Reproduce the listing below exactly, beginning with its first line and ending with the line that holds "import React from"; pictures are not part of the copy.

#### Recorded information ####

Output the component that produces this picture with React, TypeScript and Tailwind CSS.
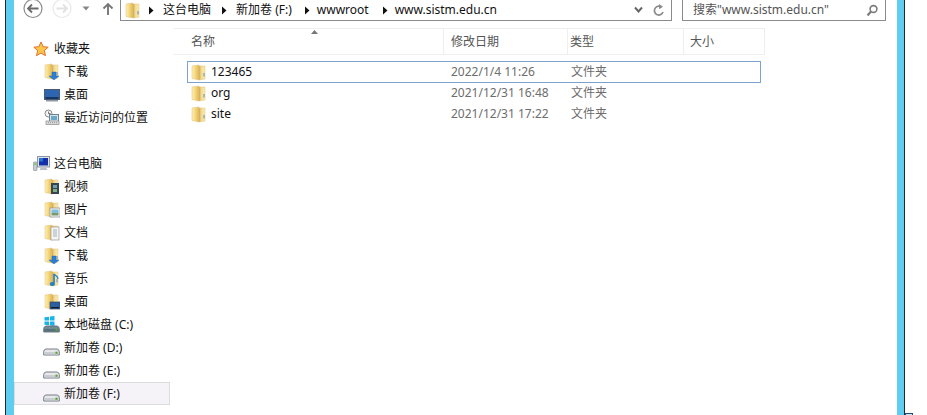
import React from "react";

function Folder({ overlay }: { overlay?: React.ReactNode }) {
  return (
    <svg width="16" height="17" viewBox="0 0 16 17" className="shrink-0">
      <defs>
        <linearGradient id="fg" x1="0" x2="1" y1="0" y2="0">
          <stop offset="0" stopColor="#fdf1b8" />
          <stop offset="0.5" stopColor="#f6d67c" />
          <stop offset="1" stopColor="#e0b552" />
        </linearGradient>
        <linearGradient id="fr" x1="0" x2="1" y1="0" y2="0">
          <stop offset="0" stopColor="#c9a24e" />
          <stop offset="0.35" stopColor="#f3d98e" />
          <stop offset="1" stopColor="#fbedb4" />
        </linearGradient>
      </defs>
      <path d="M1 2 L8 1 L8 16 L1 14.5 Z" fill="url(#fg)" stroke="#dcc07a" strokeWidth="0.5" />
      <path d="M8 2 L14 2 L14 15 L8 16 Z" fill="url(#fr)" stroke="#dcc07a" strokeWidth="0.5" />
      <rect x="12.4" y="9" width="1.2" height="3.5" fill="#7a9cc0" />
      {overlay}
    </svg>
  );
}

const ArrowDown = (
  <path d="M8 9 H12 V13 H15 L10 17 L5 13 H8 Z" fill="#2a7fd4" stroke="#1c5fa8" strokeWidth="0.4" />
);
const DeskOverlay = (
  <g>
    <rect x="6" y="9" width="10" height="7" fill="#2b5f9e" stroke="#33465e" strokeWidth="0.7" />
    <rect x="7" y="14" width="8" height="1.2" fill="#101a28" />
  </g>
);
const VideoOverlay = (
  <g>
    <rect x="7" y="5" width="8" height="11" fill="#36454f" />
    <rect x="9" y="7" width="4" height="3" fill="#6d9fb0" />
    <rect x="9" y="11" width="4" height="3" fill="#7fb08c" />
  </g>
);
const PicOverlay = (
  <g>
    <rect x="6" y="7" width="10" height="9" fill="#f3f3f3" stroke="#8c8c8c" strokeWidth="0.7" />
    <rect x="7.5" y="8.5" width="7" height="4" fill="#7fc0d8" />
    <rect x="7.5" y="12" width="7" height="2.5" fill="#7b9a6d" />
  </g>
);
const DocOverlay = (
  <g>
    <rect x="7" y="3" width="8" height="13" fill="#f5f5f5" stroke="#9c9c9c" strokeWidth="0.7" />
    <path d="M9 6 H13 M9 8 H13 M9 10 H13 M9 12 H13" stroke="#8ca0b4" strokeWidth="0.8" />
  </g>
);
const MusicOverlay = (
  <g>
    <path d="M10 4 V13" stroke="#1f7fc8" strokeWidth="1.6" />
    <path d="M10 4 C12 6 14 6 14 9" stroke="#1f7fc8" strokeWidth="1.2" fill="none" />
    <ellipse cx="8.4" cy="14" rx="2.6" ry="2" fill="#1f7fc8" />
  </g>
);

function Star() {
  return (
    <svg width="16" height="16" viewBox="0 0 16 16" className="shrink-0">
      <path
        d="M8 1 L10.1 5.7 L15.2 6.2 L11.3 9.6 L12.5 14.7 L8 12 L3.5 14.7 L4.7 9.6 L0.8 6.2 L5.9 5.7 Z"
        fill="#fbc44a"
        stroke="#e2712a"
        strokeWidth="1"
      />
    </svg>
  );
}

function Desktop() {
  return (
    <svg width="16" height="16" viewBox="0 0 16 16" className="shrink-0">
      <rect x="0.5" y="2.5" width="15" height="10" fill="#2d65b0" stroke="#4a5a70" />
      <rect x="1.5" y="10" width="13" height="2" fill="#16365f" />
      <rect x="2" y="13" width="12" height="1.5" fill="#8f9aa8" />
    </svg>
  );
}

function Recent() {
  return (
    <svg width="16" height="17" viewBox="0 0 16 17" className="shrink-0">
      <circle cx="4.5" cy="4.5" r="3.5" fill="#f4f4f4" stroke="#8a8a8a" />
      <path d="M4.5 2.5 V4.5 H6.5" stroke="#555" fill="none" strokeWidth="0.8" />
      <rect x="5.5" y="5.5" width="9" height="7" fill="#d6e6ee" stroke="#6f8090" />
      <rect x="7" y="7" width="6" height="4" fill="#6fa7c7" />
      <rect x="2" y="12" width="13" height="3.5" fill="#dcdcdc" stroke="#8a8a8a" strokeWidth="0.7" />
      <path d="M4 13.7 H13" stroke="#777" strokeWidth="0.7" strokeDasharray="1 1" />
    </svg>
  );
}

function Computer() {
  return (
    <svg width="17" height="16" viewBox="0 0 17 16" className="shrink-0">
      <rect x="0.5" y="6" width="3.5" height="8.5" rx="0.6" fill="#c8ccd0" stroke="#808890" strokeWidth="0.6" />
      <rect x="1.2" y="7" width="2" height="2" fill="#7fcf60" />
      <rect x="4.5" y="0.5" width="12" height="10.5" fill="#dfe3e8" stroke="#8a96a4" />
      <rect x="6" y="2" width="9" height="7.5" fill="#1631a8" />
      <rect x="6" y="2" width="4" height="3.5" fill="#2a74d8" />
      <path d="M8 11.5 H13 L14.5 14 H6.5 Z" fill="#b9bfc6" />
    </svg>
  );
}

function Drive({ win }: { win?: boolean }) {
  return (
    <svg width="17" height="17" viewBox="0 0 17 17" className="-ml-px shrink-0">
      {win && (
        <g fill="#17b4ea">
          <path d="M1.5 1.3 L6 0.7 V4.6 H1.5 Z" />
          <path d="M7 0.6 L11.5 0 V4.6 H7 Z" />
          <path d="M1.5 5.6 H6 V9.3 L1.5 8.8 Z" />
          <path d="M7 5.6 H11.5 V10 L7 9.4 Z" />
        </g>
      )}
      <path
        d="M0.7 16 V12.8 Q0.7 10.5 3 10 H14 Q16.3 10.5 16.3 12.8 V16 Z"
        fill={win ? "#6f8a94" : "#e6e8ea"}
        stroke="#67707a"
        strokeWidth="0.9"
      />
      <rect x="1.5" y="13" width="14" height="2.4" fill={win ? "#55707a" : "#c9ccd0"} />
      <rect x="12.5" y="12.6" width="2" height="2.2" fill="#58a82e" />
    </svg>
  );
}

function Item({
  icon,
  label,
  indent = true,
  selected,
}: {
  icon: React.ReactNode;
  label: string;
  indent?: boolean;
  selected?: boolean;
}) {
  return (
    <div
      className={
        "flex h-[23px] items-center border " +
        (selected ? "border-[#dcdcdc] bg-[#f6f3f8] " : "border-transparent ") +
        (indent ? "pl-[29px]" : "pl-[18px]")
      }
    >
      <span className={"flex shrink-0 items-center " + (indent ? "w-[20px]" : "w-[21px]")}>{icon}</span>
      <span className="whitespace-nowrap">{label}</span>
    </div>
  );
}

function Arrow() {
  return (
    <svg width="6" height="9" viewBox="0 0 6 9" className="shrink-0">
      <path d="M1 0.5 L5.5 4.5 L1 8.5 Z" fill="#111" />
    </svg>
  );
}

function Toolbar() {
  return (
    <div className="flex h-[21px] shrink-0 items-start">
      <div className="flex w-[106px] shrink-0 items-start">
        <svg width="106" height="19" viewBox="0 0 106 19" className="shrink-0">
          <circle cx="19" cy="8.5" r="9" fill="#fff" stroke="#8c8c8c" strokeWidth="1.2" />
          <path d="M24.5 8.5 H14 M18 4.5 L14 8.5 L18 12.5" stroke="#6b6b6b" strokeWidth="1.8" fill="none" />
          <circle cx="48" cy="8.5" r="9" fill="#fff" stroke="#e8e8e8" strokeWidth="1.2" />
          <path d="M42.5 8.5 H53 M49 4.5 L53 8.5 L49 12.5" stroke="#e2e2e2" strokeWidth="1.8" fill="none" />
          <path d="M68.5 6.5 H75.5 L72 10.5 Z" fill="#888" />
          <path d="M94 15 V4 M89.5 8.5 L94 4 L98.5 8.5" stroke="#777" strokeWidth="1.9" fill="none" />
        </svg>
      </div>
      <div className="flex h-[21px] w-[552px] shrink-0 items-center border-x border-b border-[#8b8b8b] text-[#111]">
        <span className="ml-[4px] flex">
          <Folder />
        </span>
        <span className="ml-[7px] mr-[9px]">
          <Arrow />
        </span>
        <span>这台电脑</span>
        <span className="ml-[10px] mr-[9px]">
          <Arrow />
        </span>
        <span>新加卷 (F:)</span>
        <span className="ml-[12px] mr-[7px]">
          <Arrow />
        </span>
        <span>wwwroot</span>
        <span className="ml-[13px] mr-[7px]">
          <Arrow />
        </span>
        <span>www.sistm.edu.cn</span>
        <span className="ml-auto flex items-center gap-[10px] pr-[6px]">
          <svg width="9" height="8" viewBox="0 0 9 8">
            <path d="M1 1.5 L4.5 5.5 L8 1.5" stroke="#666" strokeWidth="2" fill="none" />
          </svg>
          <svg width="12" height="13" viewBox="0 0 12 13">
            <path d="M10 8 A4.4 4.4 0 1 1 7.6 2.6" stroke="#8a8a8a" strokeWidth="1.7" fill="none" />
            <path d="M6 0 L10 2.8 L6.2 5.2 Z" fill="#8a8a8a" />
          </svg>
        </span>
      </div>
      <div className="ml-[10px] flex h-[21px] w-[204px] shrink-0 items-center justify-between border-x border-b border-[#8b8b8b] pl-[10px] pr-[7px] text-[#555]">
        <span>搜索"www.sistm.edu.cn"</span>
        <svg width="12" height="13" viewBox="0 0 12 13">
          <circle cx="7.5" cy="5" r="3.4" stroke="#7d7d7d" strokeWidth="1.6" fill="none" />
          <path d="M5 7.5 L1.5 11.5" stroke="#7d7d7d" strokeWidth="2.2" />
        </svg>
      </div>
    </div>
  );
}

function Sidebar() {
  return (
    <div className="w-[156px] shrink-0 pt-[16px] text-[#111]">
      <Item indent={false} icon={<Star />} label="收藏夹" />
      <Item icon={<Folder overlay={ArrowDown} />} label="下载" />
      <Item icon={<Desktop />} label="桌面" />
      <Item icon={<Recent />} label="最近访问的位置" />
      <div className="h-[23px]" />
      <Item indent={false} icon={<Computer />} label="这台电脑" />
      <Item icon={<Folder overlay={VideoOverlay} />} label="视频" />
      <Item icon={<Folder overlay={PicOverlay} />} label="图片" />
      <Item icon={<Folder overlay={DocOverlay} />} label="文档" />
      <Item icon={<Folder overlay={ArrowDown} />} label="下载" />
      <Item icon={<Folder overlay={MusicOverlay} />} label="音乐" />
      <Item icon={<Folder overlay={DeskOverlay} />} label="桌面" />
      <Item icon={<Drive win />} label="本地磁盘 (C:)" />
      <Item icon={<Drive />} label="新加卷 (D:)" />
      <Item icon={<Drive />} label="新加卷 (E:)" />
      <Item selected icon={<Drive />} label="新加卷 (F:)" />
    </div>
  );
}

function Row({
  name,
  date,
  focused,
}: {
  name: string;
  date: string;
  focused?: boolean;
}) {
  return (
    <div
      className={
        "-mb-px flex h-[22px] w-[574px] items-center border " +
        (focused ? "border-[#7da2ce]" : "border-transparent")
      }
    >
      <span className="flex w-[263px] shrink-0 items-center pl-[3px]">
        <span className="flex w-[20px] shrink-0">
          <Folder />
        </span>
        <span className="text-[#111]">{name}</span>
      </span>
      <span className="w-[120px] shrink-0 text-[#6d6d6d]">{date}</span>
      <span className="text-[#6d6d6d]">文件夹</span>
    </div>
  );
}

function FileList() {
  return (
    <div className="min-w-0 flex-1 pl-[4px] pt-[7px]">
      <div className="relative flex h-[27px] w-[591px] border-y border-[#eeeeee] text-[#555]">
        <svg width="7" height="4" viewBox="0 0 7 4" className="absolute left-[137px] top-[1px]">
          <path d="M0 4 L3.5 0 L7 4 Z" fill="#777" />
        </svg>
        <div className="flex w-[270px] items-center border-r border-[#eeeeee] pl-[17px]">名称</div>
        <div className="flex w-[124px] items-center border-r border-[#eeeeee] pl-[7px]">修改日期</div>
        <div className="flex w-[116px] items-center border-r border-[#eeeeee] pl-[2px]">类型</div>
        <div className="flex w-[81px] items-center border-r border-[#eeeeee] pl-[6px]">大小</div>
      </div>
      <div className="ml-[13px] pt-[6px]">
        <Row focused name="123465" date="2022/1/4 11:26" />
        <Row name="org" date="2021/12/31 16:48" />
        <Row name="site" date="2021/12/31 17:22" />
      </div>
    </div>
  );
}

export default function App() {
  return (
    <div
      className="flex h-[415px] w-[927px] overflow-hidden bg-white text-[12px] leading-none"
      style={{ fontFamily: '"Noto Sans", "Noto Sans CJK SC", sans-serif' }}
    >
      <div className="w-[5px] shrink-0" />
      <div className="w-[9px] shrink-0 border-l border-[#1d2b33] bg-[#5fcdf2]" />
      <div className="flex min-w-0 flex-1 flex-col">
        <Toolbar />
        <div className="flex min-h-0 flex-1">
          <Sidebar />
          <FileList />
        </div>
      </div>
      <div className="w-[8px] shrink-0 border-r border-[#1d2b33] bg-[#5fcdf2]" />
      <div className="flex w-[22px] shrink-0 items-end">
        <div className="h-[2px] w-[8px] border-x border-t border-[#1d4f78] bg-[#bfe6fa]" />
      </div>
    </div>
  );
}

####

- _Exercise solution_:
Output the component that produces this picture with React, TypeScript and Tailwind CSS.
import React from "react";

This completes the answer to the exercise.